I've used GNOME for a year now.

I don't understand people calling GNOME keyboard-driven, it doesn't even support keyboard shortcuts for more than 4 workspaces, and it doesn't support tiling other than left and right.

I also feel like the plugin system is not great. The plugins break on every.single.update and you have to beg the maintainers to update them.

I agree about a dock/taskbar miss me with that :P

What frustrates me about GNOME is that it's otherwise so well-polished and smooth but just refuses to be easily customizable.

[–] [email protected] 23 points 1 year ago* (last edited 1 year ago) (5 children)

Gnome is definitely keyboard driven, this is my workflow: Use Super + type name to launch apps, then tile them left and right with Super + Left and Super + Right. Two apps are enough for a workspace, if you need more, move to a new workspace using Super + Alt + Right. Gnome automatically creates new workspaces as you go, so you always have enough space. Swap between apps using Super + Tab. Almost like a tiling window manager, right?

The plugin system is indeed very good, extensions can do pretty much everything. They break on an update because it makes sense: The author designed the extension for a specific version of Gnome, and it can't be guaranteed that it still works as intended on a newer version. You surely don't want an outdated extension to really mess up your desktop when it hasn't been properly updated.
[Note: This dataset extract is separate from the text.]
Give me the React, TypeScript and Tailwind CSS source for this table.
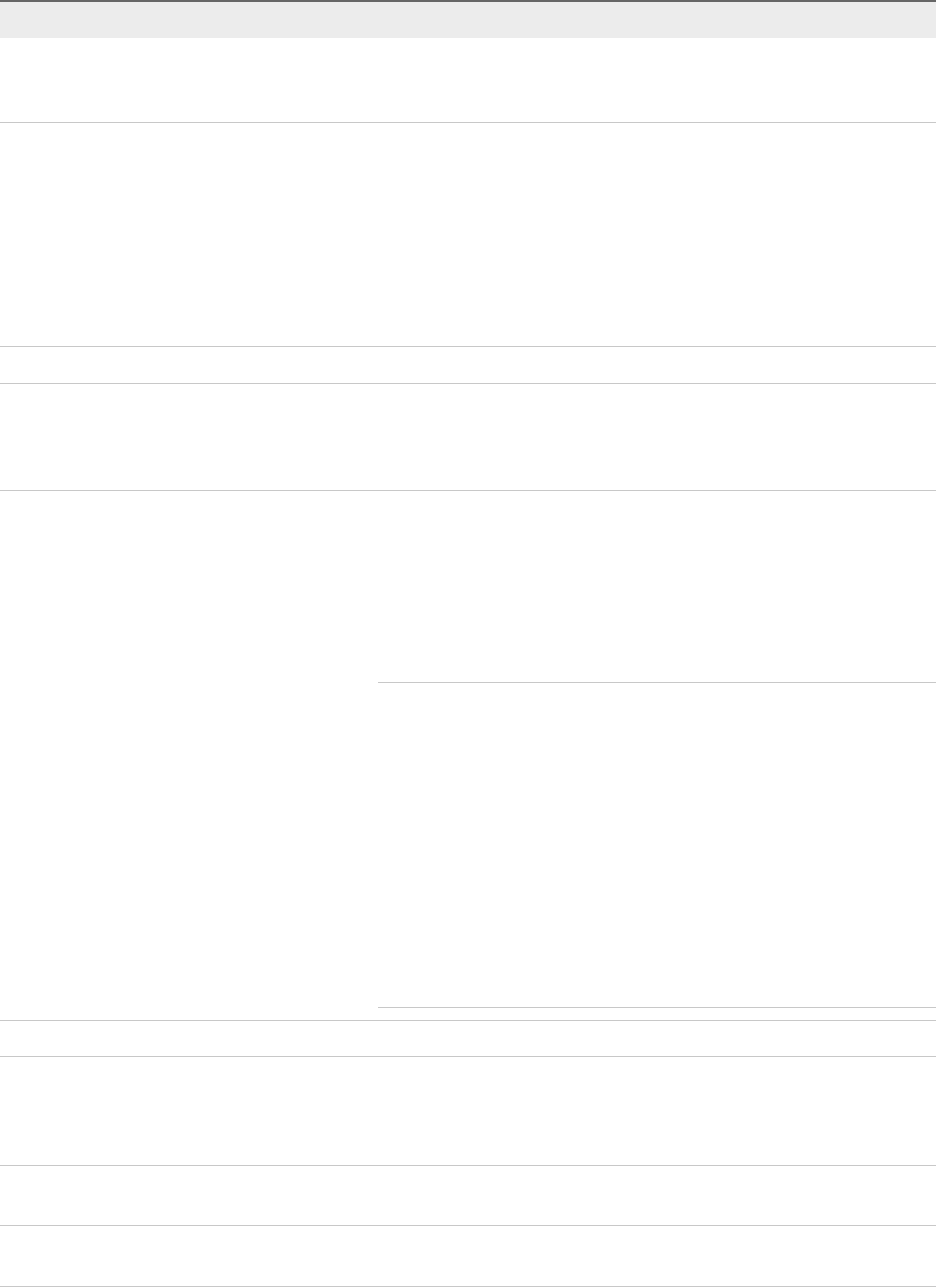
const Row = ({ h, children }: { h: string; children?: React.ReactNode }) => (
  <div className={`flex border-b border-[#c8c8c8] ${h}`}>{children}</div>
)

export default function App() {
  return (
    <div className="w-[936px] bg-white font-['Liberation_Sans',sans-serif] text-sm text-[#333]">
      {/* table header */}
      <div className="h-[38px] border-t-2 border-[#666666] bg-[#ececec]" />

      <Row h="h-[85px]" />
      <Row h="h-[224px]" />
      <Row h="h-[37px]" />
      <Row h="h-[107px]" />

      {/* row with nested sub-table */}
      <Row h="h-[530px]">
        <div className="w-[378px] shrink-0" />
        <div className="flex flex-1 flex-col pb-[12px]">
          <div className="h-[192px] border-b border-[#c8c8c8]" />
          <div className="h-[325px] border-b border-[#c8c8c8]" />
        </div>
      </Row>

      <Row h="h-[36px]" />
      <Row h="h-[109px]" />
      <Row h="h-[60px]" />
      <Row h="h-[61px]" />
    </div>
  )
}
This is the safe way.

And regarding customization? Funny story: when I started with Linux and I wasn't really into the meta yet, I started with KDE, but I switched to Gnome (GNOME 3.xx and GTK3) because I found it EASIER to customize. Gnome themes always looked way better than they looked on KDE and they were never bugged (e.g. missing contrast, wrong iconography). Also "extensions" were way less bugged than KDEs equivalent features. I only later found out that people preferred KDE because of its customization. However, I do agree that with Libadwaite, they really put an end to Gnome theming, but all in all, I think it's better because of app uniformity and an easier app development process (you can really see the Gnome app ecosystem flourish). Also, Adwaita looks pretty amazing nowadays, I don't really feel the urge to theme my desktop.
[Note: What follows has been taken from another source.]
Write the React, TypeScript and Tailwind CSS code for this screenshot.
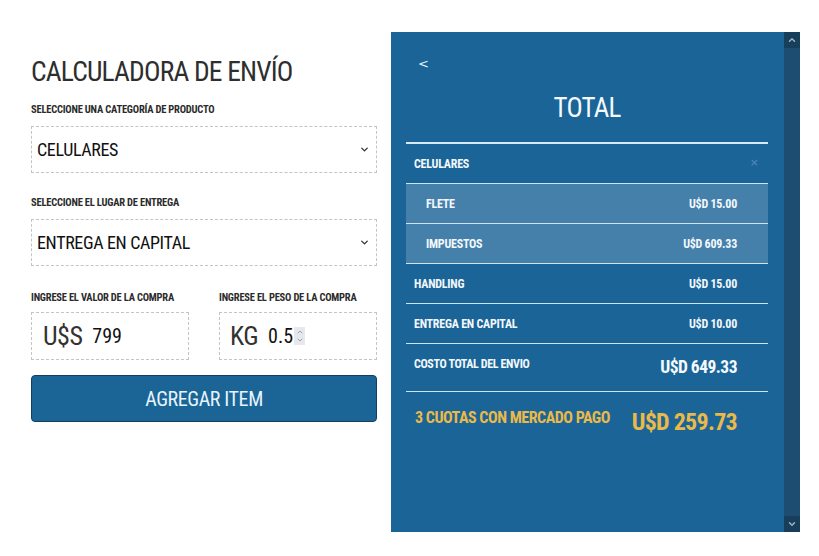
import React from 'react';
import { ChevronDown, ChevronUp } from 'lucide-react';

const cond = "font-['Roboto_Condensed',sans-serif]";

const Label: React.FC<{ children: React.ReactNode }> = ({ children }) => (
  <div className="text-[10.5px] leading-[14px] font-bold tracking-[-0.02em] text-[#2b2b2b] whitespace-nowrap">{children}</div>
);

const SelectBox: React.FC<{ value: string }> = ({ value }) => (
  <div className="mt-[9px] h-[47px] border border-dashed border-[#c4c4c4] flex items-center justify-between pl-[5px] pr-[6px]">
    <span className="text-[18px] text-[#111] tracking-[-0.02em]">{value}</span>
    <ChevronDown className="w-[11px] h-[11px] text-[#333]" strokeWidth={3} />
  </div>
);

const Row: React.FC<{ label: string; value: string; sub?: boolean }> = ({ label, value, sub }) => (
  <div
    className={`h-[40px] border-b border-[#cfe4f3] flex items-center justify-between pr-[31px] ${
      sub ? 'bg-[#4580aa] pl-[20px]' : 'pl-[8px]'
    }`}
  >
    <span className="text-[12px] font-bold tracking-[-0.02em] text-[#f2f8fd] whitespace-nowrap">{label}</span>
    <span className="text-[12px] font-bold tracking-[-0.02em] text-[#f2f8fd] whitespace-nowrap">{value}</span>
  </div>
);

export default function App() {
  return (
    <div className={`w-[819px] h-[556px] bg-white flex ${cond}`}>
      {/* formulario */}
      <div className="w-[346px] ml-[31px] pt-[55px]">
        <h1 className="text-[27.5px] leading-[34px] tracking-[-0.03em] text-[#2e2e2e] whitespace-nowrap">
          CALCULADORA DE ENVÍO
        </h1>

        <div className="mt-[14px]">
          <Label>SELECCIONE UNA CATEGORÍA DE PRODUCTO</Label>
          <SelectBox value="CELULARES" />
        </div>

        <div className="mt-[23px]">
          <Label>SELECCIONE EL LUGAR DE ENTREGA</Label>
          <SelectBox value="ENTREGA EN CAPITAL" />
        </div>

        <div className="mt-[25px] grid grid-cols-[158px_158px] gap-x-[30px]">
          <div>
            <Label>INGRESE EL VALOR DE LA COMPRA</Label>
            <div className="mt-[7px] h-[48px] border border-dashed border-[#c4c4c4] flex items-center pl-[11px] gap-[10px]">
              <span className="text-[26px] text-[#333] tracking-[-0.02em]">U$S</span>
              <span className="text-[20px] text-[#111]">799</span>
            </div>
          </div>
          <div>
            <Label>INGRESE EL PESO DE LA COMPRA</Label>
            <div className="mt-[7px] h-[48px] border border-dashed border-[#c4c4c4] flex items-center pl-[10px] gap-[10px]">
              <span className="text-[26px] text-[#333] tracking-[-0.02em]">KG</span>
              <span className="text-[20px] text-[#111]">0.5</span>
              <span className="-ml-[9px] w-[11px] h-[18px] bg-[#e6e8ee] flex flex-col items-center justify-center">
                <ChevronUp className="w-[8px] h-[8px] text-[#9aa3b4]" strokeWidth={3} />
                <ChevronDown className="w-[8px] h-[8px] text-[#9aa3b4]" strokeWidth={3} />
              </span>
            </div>
          </div>
        </div>

        <button className="mt-[15px] w-full h-[47px] bg-[#1b6596] border border-[#123f5e] rounded-[4px] text-[20px] text-[#e6f4ff] tracking-[-0.02em] flex items-center justify-center">
          AGREGAR ITEM
        </button>
      </div>

      {/* resumen */}
      <div className="ml-[14px] mt-[32px] h-[500px] w-[409px] flex">
        <div className="flex-1 bg-[#1b6497] px-[16px] pl-[15px] pt-[24px]">
          <div className="pl-[12px] text-[13px] leading-[16px] text-[#e6f2fb] font-['DejaVu_Sans',sans-serif]">&lt;</div>
          <div className="mt-[16px] text-center text-[27px] leading-[40px] tracking-[-0.03em] text-[#f4f9fd]">TOTAL</div>
          <div className="mt-[14px] border-t-2 border-[#d7e9f6]">
            <div className="h-[40px] border-b border-[#cfe4f3] flex items-center justify-between pl-[8px] pr-[9px]">
              <span className="text-[12px] font-bold tracking-[-0.02em] text-[#f2f8fd]">CELULARES</span>
              <span className="text-[11px] text-[#4f8cba] font-['DejaVu_Sans',sans-serif]">×</span>
            </div>
            <Row label="FLETE" value="U$D 15.00" sub />
            <Row label="IMPUESTOS" value="U$D 609.33" sub />
            <Row label="HANDLING" value="U$D 15.00" />
            <Row label="ENTREGA EN CAPITAL" value="U$D 10.00" />
            <div className="h-[48px] border-b border-[#cfe4f3] flex items-center justify-between pl-[8px] pr-[31px]">
              <span className="-mt-[8px] text-[12px] font-bold tracking-[-0.03em] text-[#f2f8fd] whitespace-nowrap">
                COSTO TOTAL DEL ENVIO
              </span>
              <span className="text-[17.5px] font-bold tracking-[-0.03em] text-[#f4f9fd] whitespace-nowrap">U$D 649.33</span>
            </div>
            <div className="h-[60px] flex items-center justify-between pl-[9px] pr-[31px]">
              <span className="-mt-[8px] text-[16px] font-bold tracking-[-0.03em] text-[#e9b949] whitespace-nowrap">
                3 CUOTAS CON MERCADO PAGO
              </span>
              <span className="text-[24px] font-bold tracking-[-0.03em] text-[#e9b949] whitespace-nowrap">U$D 259.73</span>
            </div>
          </div>
        </div>
        {/* barra de desplazamiento */}
        <div className="w-[16px] bg-[#1d4d71] flex flex-col justify-between">
          <div className="h-[16px] bg-[#173e5b] flex items-center justify-center">
            <ChevronUp className="w-[10px] h-[10px] text-[#9fb3c4]" strokeWidth={3.5} />
          </div>
          <div className="h-[16px] bg-[#173e5b] flex items-center justify-center">
            <ChevronDown className="w-[10px] h-[10px] text-[#9fb3c4]" strokeWidth={3.5} />
          </div>
        </div>
      </div>
    </div>
  );
}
[–] [email protected] 2 points 1 year ago (2 children)

What's the keyboard shortcut for switching to workspace 5? There isn't one. And you can't configure one either. That just blows my mind

[–] [email protected] 3 points 1 year ago (1 children)

I have never felt the need to use more, also I mainly navigate with Super + Alt + {Left,Right}.

Though Gnome workspaces are not intended to be used like they are on a tiling window manager; you should just use the workspaces you need and dynamically create them and move apps. Assigning an app to workspace 10 that just stays there all day until you need it ist not the intended workflow.

[–] [email protected] 1 points 1 year ago

Sure, but this is exactly my biggest problem with GNOME, it's one specific workflow and anything that is even just slightly different is out of the box.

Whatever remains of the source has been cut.